──────── Source material ────────

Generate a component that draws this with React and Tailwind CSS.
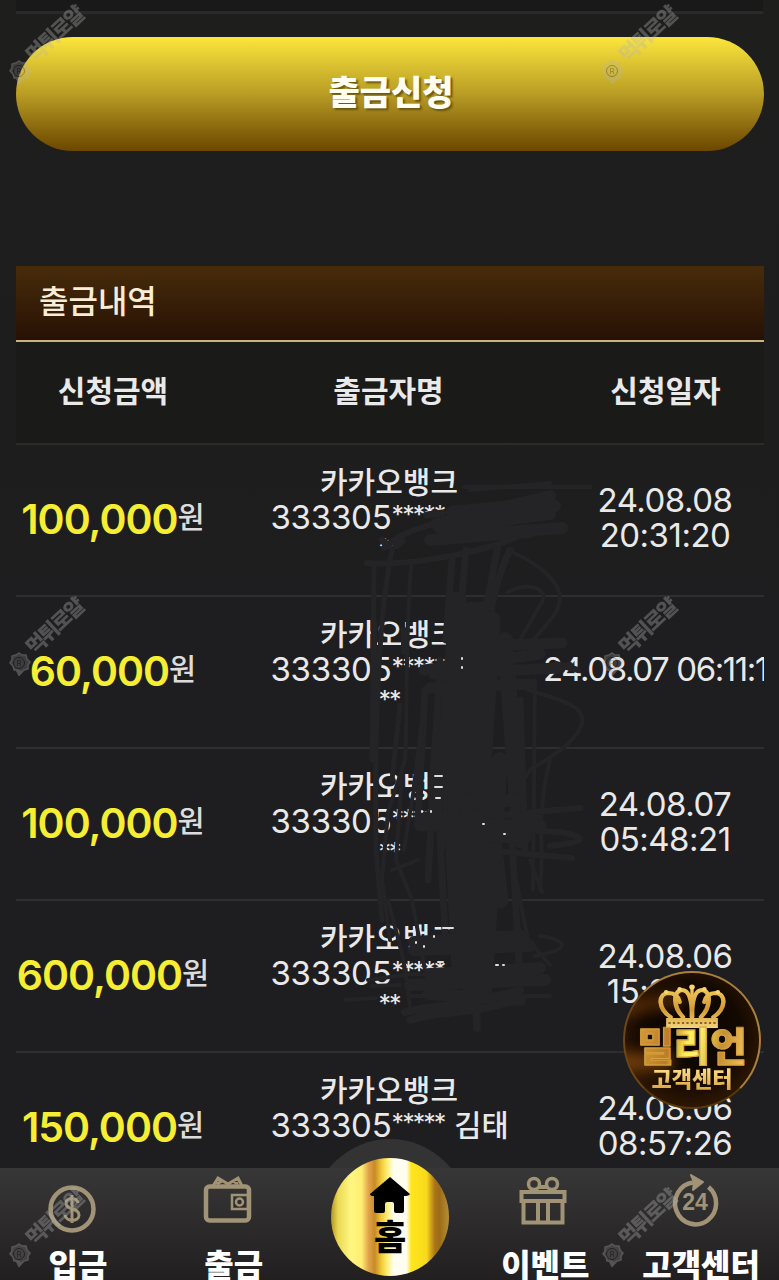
import clsx from 'clsx';

const transactions = [
  { amount: '100,000', stars: '*****', tail: '**', name: '', date: ['24.08.08', '20:31:20'] },
  { amount: '60,000', stars: '*****', tail: '**', name: '', date: ['24.08.07 06:11:1'] },
  { amount: '100,000', stars: '*****', tail: '**', name: '', date: ['24.08.07', '05:48:21'] },
  { amount: '600,000', stars: '*****', tail: '**', name: '', date: ['24.08.06', '15:20:11'] },
  { amount: '150,000', stars: '*****', tail: '', name: '김태', date: ['24.08.06', '08:57:26'] },
];

const watermarks = [
  'left-0 top-0',
  'left-[593px] top-0',
  'left-0 top-[592px]',
  'left-[593px] top-[592px]',
  'left-0 top-[1183px]',
  'left-[593px] top-[1183px]',
];

function Watermark({ className }) {
  return (
    <div className={clsx('absolute h-[92px] w-[92px] text-[#b5b5b5] opacity-35', className)}>
      <svg className="absolute left-[7px] top-[59px]" width="25" height="26" viewBox="0 0 25 26" fill="none" stroke="currentColor">
        <path d="M12 2l3 2 4 0 1 4 3 3-2 3 0 4-4 1-3 3-3-3-4 0-1-4-3-3 2-3 0-4 4-1z" fill="currentColor" fillOpacity=".6" strokeWidth="1.5" />
        <circle cx="12" cy="12" r="5.5" stroke="#222" strokeWidth="1" />
        <path d="M9 19l3 6 4-5" fill="currentColor" />
        <text x="9.500" y="15" fontSize="8" fill="#222" stroke="none" fontFamily="Inter, sans-serif">R</text>
      </svg>
      <span className="absolute left-[14px] top-[23px] w-[82px] -rotate-43 text-center text-[21px] font-black leading-[24px] tracking-[-2px] whitespace-nowrap">
        먹튀로얄
      </span>
    </div>
  );
}

function TransactionRow({ item }) {
  return (
    <div className="grid h-[152px] grid-cols-[194px_1fr_194px] items-center border-b-2 border-[#2e2d2f] pb-[5px]">
      <div className="mt-[3px] flex items-center justify-center whitespace-nowrap">
        <span className="text-[41px] font-semibold leading-none tracking-[-1px] text-[#f6ee32]">{item.amount}</span>
        <span className="-mt-[3px] text-[29.5px] font-medium leading-none text-[#dcdcdc]">원</span>
      </div>
      <div className="mr-[2px] text-center text-[33px] leading-[35px]">
        <p className="h-[35px] text-[30px] font-medium">카카오뱅크</p>
        <p className="ml-[1px] flex h-[35px] justify-center whitespace-nowrap">
          <span className="tracking-[-0.2px]">333305</span>
          <span className="w-[57px] text-left text-[25px] leading-[31px] tracking-[-2px]">{item.stars}</span>
          <span className="w-[60px] text-right text-[29.5px] font-medium leading-[34px]">{item.name}</span>
        </p>
        <p className="h-[35px] text-[25px] leading-[26px] tracking-[-2px]">{item.tail}</p>
      </div>
      <div className="mr-[4px] flex flex-col items-center text-[33px] leading-[35px] tracking-[-0.5px]">
        {item.date.map((line) => (
          <p key={line} className={clsx('whitespace-nowrap', item.date.length === 1 && 'ml-[-20px] tracking-[-1.4px]')}>{line}</p>
        ))}
      </div>
    </div>
  );
}

// Marker strokes hiding the account details
function Scribble() {
  return (
    <svg className="pointer-events-none absolute left-0 top-0" width="779" height="1280" fill="none" stroke="#242326" strokeLinecap="round" strokeLinejoin="round">
      <path d="M436 524L550 496M452 512L550 502M440 528L550 514M446 536L562 528M430 540L530 532M455 520L555 506" strokeWidth="12" />
      <path d="M464 487L590 487M470 490L550 483" strokeWidth="4" />
      <path d="M367 563C400 566 470 556 515 538M384 548C400 532 430 524 446 522M384 548L400 536" strokeWidth="6" />
      <path d="M374 566L372 760M392 550C380 610 374 700 376 850L382 920" strokeWidth="5" />
      <path d="M411 566C405 640 408 700 405 760L388 812L382 880L390 940" strokeWidth="4" />
      <path d="M452 560L446 640M466 550L452 700M498 545L480 640M510 550C495 580 488 620 486 650" strokeWidth="7" />
      <path d="M512 552C550 570 568 590 556 612C545 630 530 640 520 655M508 592C530 580 552 590 540 605L520 640" strokeWidth="4" />
      <path d="M458 600L442 800M472 610L456 830M480 610L466 900M492 620L478 850M470 640L500 900" strokeWidth="17" />
      <path d="M450 780L460 980M468 800L470 1000M484 800L484 990M500 760L486 960M505 640L520 840" strokeWidth="16" />
      <path d="M425 690L418 820M440 660L428 880M436 760L446 950M520 700L525 850M512 840L520 980" strokeWidth="7" />
      <path d="M424 670L540 654M434 674L560 668M500 645L562 643M430 688L530 684" strokeWidth="11" />
      <path d="M528 690C560 700 586 705 582 724C575 745 545 760 530 770L510 800M535 680L533 890M550 760C535 820 545 850 540 890" strokeWidth="4" />
      <path d="M440 820L580 808M450 828L560 832C590 838 585 842 550 846M440 846L572 858M470 812L540 818" strokeWidth="6" />
      <path d="M420 825L540 826M445 835L525 837M448 803L520 800M425 818L455 816" strokeWidth="13" />
      <path d="M402 775L396 860L412 900L425 970M417 770L404 850M432 770L430 840M447 775L440 880" strokeWidth="4" />
      <path d="M400 705L392 780M424 708L414 790M437 705L430 800" strokeWidth="5" />
      <path d="M392 870L418 860M388 900C398 940 406 960 410 1010M530 860L542 892M516 880L530 950" strokeWidth="4" />
      <path d="M414 942L520 936M414 950L530 946M430 974L540 968M410 985L545 980M428 994L520 1000" strokeWidth="12" />
      <path d="M368 980L412 974L540 978M345 1000L376 998M410 996L550 996M372 986L400 985M540 936C570 940 570 950 535 956M520 930L550 965" strokeWidth="4" />
      <path d="M405 1012C430 1005 460 1008 520 990M410 1020C440 1010 470 1015 515 1000M476 990L477 1028" strokeWidth="8" />
      <path d="M374 622L374 690M546 666L570 665M556 664L578 670M404 630L404 652" strokeWidth="6" />
      <path d="M427 515L442 513M382 540L388 546M396 546L402 541" strokeWidth="7" />
      <g stroke="#dedede" strokeWidth="2">
        <path d="M462 658v1M462 667v1M483 824h1M504 834h1M496 965h2M503 965h1M443 928h10M438 962h5M434 936v1M416 942v1M424 946v1" />
        <path d="M435 776h7M435 787h7M436 798h4M422 811v1M431 811v1M430 661h1" />
      </g>
    </svg>
  );
}

function Crown() {
  return (
    <svg width="72" height="48" viewBox="2 0 64 48" preserveAspectRatio="none" fill="none">
      <defs>
        <linearGradient id="crown" x1="0" y1="0" x2="0" y2="48" gradientUnits="userSpaceOnUse">
          <stop stopColor="#f7d568" />
          <stop offset=".55" stopColor="#d39a32" />
          <stop offset="1" stopColor="#f8df87" />
        </linearGradient>
      </defs>
      <g stroke="url(#crown)" strokeWidth="4" strokeLinecap="round">
        <path d="M15 34C4 26 3 11 13 10c6 0 9 4 10 9" />
        <path d="M53 34c11-8 12-23 2-24-6 0-9 4-10 9" />
        <path d="M26 34C17 24 17 8 25 7c7 0 9 12 9 27" />
        <path d="M42 34c9-10 9-26 1-27-7 0-9 12-9 27" />
        <path d="M34 6v27" strokeWidth="3" />
      </g>
      <g fill="#f7d76e">
        <circle cx="34" cy="4" r="2.500" />
        <circle cx="23" cy="6" r="2" />
        <circle cx="45" cy="6" r="2" />
        <circle cx="11" cy="9" r="2" />
        <circle cx="57" cy="9" r="2" />
      </g>
      <path d="M11 35h46v10H11z" fill="url(#crown)" />
      <path d="M13 40h42" stroke="#6a4210" strokeWidth="1.500" strokeDasharray="2 2" />
    </svg>
  );
}

function SupportBadge() {
  return (
    <div className="absolute left-[623px] top-[971px] flex h-[138px] w-[138px] flex-col items-center overflow-hidden rounded-full border-2 border-[#a9803c] border-b-[#5a3908] border-l-[#6d4714] bg-[radial-gradient(circle_at_50%_45%,#080401_0%,#140901_50%,#351b04_80%,#7b5118_100%)] pt-[10px]">
      <div className="absolute left-[-20px] top-[24px] h-[16px] w-[80px] -rotate-12 bg-[#7a3d08] opacity-50 blur-[6px]" />
      <div className="absolute left-[-12px] top-[80px] h-[18px] w-[60px] bg-[#a55a10] opacity-60 blur-[7px]" />
      <div className="relative h-[45px]"><Crown /></div>
      <p className="relative h-[38px] bg-[linear-gradient(100deg,#d99b36_0%,#b97c28_30%,#ffef55_45%,#fff06a_55%,#c78d31_75%,#f3c961_100%)] bg-clip-text text-[39.5px] font-black leading-[38px] whitespace-nowrap text-transparent [-webkit-text-stroke:1px_#d6a23e]">
        밀리언
      </p>
      <p className="relative mt-[1px] bg-linear-to-b from-[#ffe389] to-[#d8a23f] bg-clip-text text-[22px] font-black leading-[24px] whitespace-nowrap text-transparent">
        고객센터
      </p>
    </div>
  );
}

function NavItem({ label, children }) {
  return (
    <div className="flex flex-col items-center">
      <div className="h-[81px] w-full">{children}</div>
      <span className="text-[32px] font-black leading-[34px] whitespace-nowrap text-white">{label}</span>
    </div>
  );
}

function BottomNav() {
  return (
    <nav className="absolute bottom-0 left-0 h-[112px] w-full">
      <div className="absolute left-[312px] top-[-29px] h-[29px] w-[156px] overflow-hidden">
        <div className="h-[156px] w-[156px] rounded-full bg-[#343334]" />
      </div>
      <div className="relative grid h-full grid-cols-5 overflow-hidden bg-linear-to-b from-[#383738] to-[#211f20]">
        <NavItem label="입금">
          <svg className="ml-[46px] mt-[15px]" width="52" height="52" viewBox="0 0 52 52" fill="none" stroke="#a19376">
            <circle cx="26" cy="26" r="21.500" strokeWidth="4.500" />
            <path d="M32 20c-1-6-12-6-12 0 0 8 13 4 13 12 0 7-13 7-14 0M26 12v28" strokeWidth="3" />
          </svg>
        </NavItem>
        <NavItem label="출금">
          <svg className="ml-[45px] mt-[6px]" width="52" height="52" viewBox="0 0 52 52" fill="none" stroke="#a19376">
            <rect x="5" y="12.500" width="43" height="34" rx="3.500" strokeWidth="4.500" />
            <path d="M12 12l5-8 10 6 10-6 4 8M16 10l5-3M37 10l-5-3" strokeWidth="3" />
            <rect x="31" y="21" width="16" height="14" strokeWidth="2.500" />
            <circle cx="38.500" cy="28" r="3.500" strokeWidth="2.500" />
          </svg>
        </NavItem>
        <div />
        <NavItem label="이벤트">
          <svg className="ml-[50px] mt-[8px]" width="52" height="50" viewBox="0 0 52 50" fill="none" stroke="#a19376">
            <circle cx="17" cy="8" r="5.500" strokeWidth="3.500" />
            <circle cx="35" cy="8" r="5.500" strokeWidth="3.500" />
            <path d="M22 11h8" strokeWidth="4" />
            <rect x="4.500" y="16" width="43" height="9" strokeWidth="4" />
            <path d="M6.500 27v19.500h39V27" strokeWidth="4" />
            <path d="M21 26v20M31 26v20" strokeWidth="4" />
          </svg>
        </NavItem>
        <NavItem label="고객센터">
          <svg className="ml-[46px] mt-[4px]" width="52" height="56" viewBox="0 0 52 56" fill="none" stroke="#a19376">
            <path d="M24 10.500A20.500 21 0 1 0 39.500 15" strokeWidth="4.500" />
            <path d="M22 3l12 7-10 8 1-8z" fill="#a19376" strokeWidth="2" strokeLinejoin="round" />
            <text x="26" y="38" textAnchor="middle" fill="#a19376" stroke="none" fontFamily="Liberation Sans, sans-serif" fontSize="23" fontWeight="700">24</text>
          </svg>
        </NavItem>
      </div>
      <div className="absolute left-[331px] top-[-10px] flex h-[118px] w-[118px] flex-col items-center rounded-full bg-[linear-gradient(90deg,#b49423_0%,#ead954_6%,#fff782_17%,#ffed70_26%,#e0a24a_32%,#c78b26_37%,#f2cc3b_43%,#fff07a_48%,#fffef0_53%,#fffdf0_64%,#ffe61b_68%,#f8d91d_81%,#aa7418_88%,#9c6c18_92%,#b78f33_100%)] pt-[17px]">
        <svg width="44" height="40" viewBox="0 0 44 40" fill="#000">
          <path d="M22 2L2 19q0 2 4 2V36q0 2 2 2h7q2 0 2-2v-7q0-2 2-2h5q2 0 2 2v7q0 2 2 2h6q2 0 2-2V21q5 0 6-2z" />
        </svg>
        <span className="text-[35px] font-black leading-[45px] text-black">홈</span>
      </div>
    </nav>
  );
}

export default function App() {
  return (
    <div className="relative h-[1280px] w-[779px] overflow-hidden bg-linear-to-b from-[#1e1e1d] via-[#1e1d1f] to-[#1e1d1f] px-[16px] font-[Inter,'Noto_Sans_CJK_KR',sans-serif] text-[#e9e9ea]">
      <div className="h-[14px] border-b-[3px] border-[#2a2a2a] bg-[#191919]" />

      <button className="mt-[23px] flex h-[114px] w-[748px] items-center justify-center rounded-full bg-linear-to-b from-[#fce63c] via-[#b99d25] to-[#6c4700] pb-[4px] pl-[2px] text-[34px] font-black text-[#fffef0] [text-shadow:2px_2px_2px_#6a5510]">
        출금신청
      </button>

      <section className="mt-[115px] w-[748px] overflow-hidden">
        <h2 className="flex h-[76px] items-center border-b-2 border-[#c9b27c] bg-linear-to-b from-[#472c0b] to-[#271104] pb-[3px] pl-[23px] text-[32px] font-medium text-[#f8ecd8]">
          출금내역
        </h2>
        <div className="grid h-[103px] grid-cols-[194px_1fr_194px] items-center border-b-2 border-[#2b2b2b] bg-[#1a1a19] pb-[3px] text-center text-[30px] font-bold">
          <span>신청금액</span>
          <span className="mr-[3px]">출금자명</span>
          <span className="mr-[3px]">신청일자</span>
        </div>
        {transactions.map((item, i) => (
          <TransactionRow key={i} item={item} />
        ))}
      </section>

      <Scribble />
      <SupportBadge />
      <BottomNav />
      {watermarks.map((position) => (
        <Watermark key={position} className={position} />
      ))}
    </div>
  );
}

────────

**Problem to work on:**
Begin at the top of the material above and output each line exactly, stopping after the line that holds "import clsx from 'clsx';". Leave out pictures.

**Problem solution:**
Generate a component that draws this with React and Tailwind CSS.
import clsx from 'clsx';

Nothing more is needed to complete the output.